Some economists point out that low gas prices, which Congress also paradoxically pushes to achieve, retard consumer demand for smaller, more fuel-efficient cars. The common solution for this dilemma is a federal gas tax.

Robert Samuelson suggests in both the current issue of Newsweek and Sunday’s Washington Post that gas taxes gradually rise a penny per month for the next four years.

Daniel Sperling, Director of the Institute of Transportation Studies at the University of California, Davis, and Deborah Gordon, a transportation policy consultant, propose an alternate price floor of $3.50 per gallon on gasoline. Under this scenario, a variable tax would increase the price of gas to this price if its natural market price falls below this level. The tax disappears altogether under higher market prices.

The additional income from such a tax could help fund automakers in place of bailout money. Automakers would be mandated to build (at least some) smaller, more fuel-efficient models as a condition of receiving any money. Higher gas prices would incent consumers to purchase these new fuel-efficient cars.

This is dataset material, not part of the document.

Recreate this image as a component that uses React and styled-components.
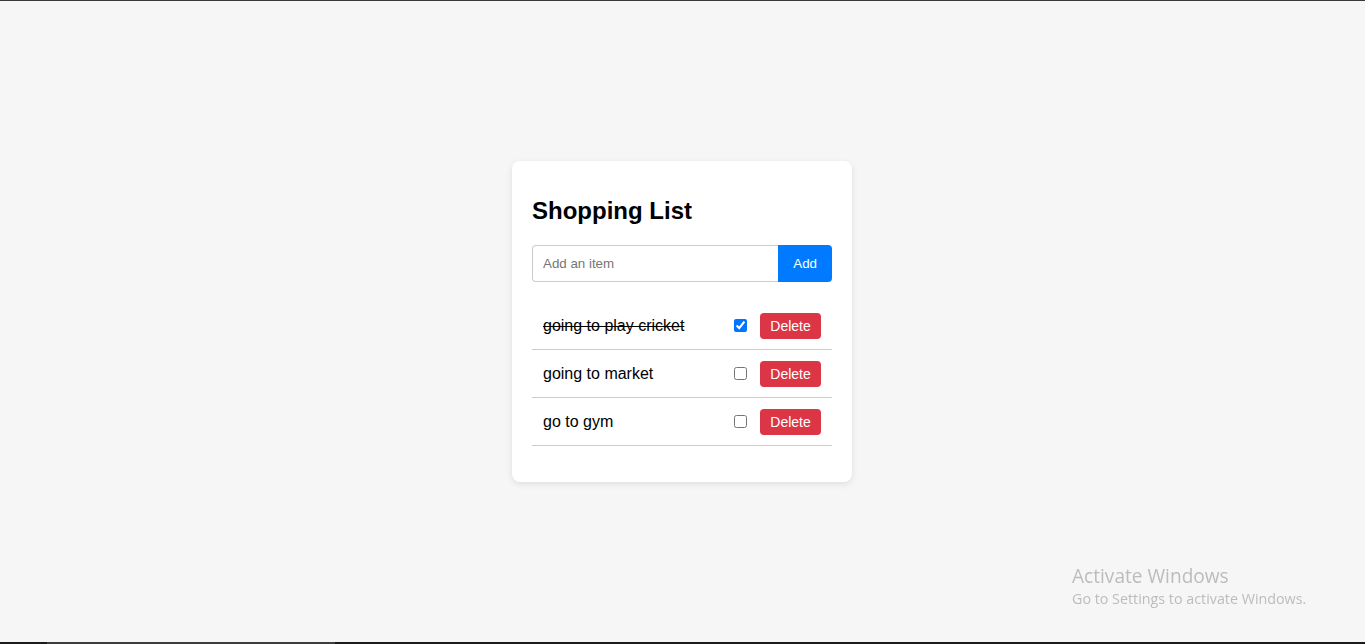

It sounds neat but it also strikes me as placing the cart before the horse. Increasing prices, even modestly, without fuel-efficient cars already in place would only punish middle-class consumers at a time when they can ill afford additional expense. The move to regulate toward drivers that are more responsible is long overdue but it is an intermediate step in the long-term plan, not an initial one.

The temptation to punish the “Big 3” auto manufacturers for past sins is enticing. However, the overall impact to the general economy, in terms of jobs and investment in infrastructure lost, is too great. It is extremely risky betting that U.S. automakers suddenly develop the innovation and imagination they previously lacked to make the necessary clutch shift successful but it is also unlikely that the current economy will allow “garage start-ups,” à la Apple and Google of the 1990s personal computers boom, to become the new auto giants of tomorrow.

Indeed, we may need to save Detroit today if only so others may be able to replace it with minimal trauma in the future.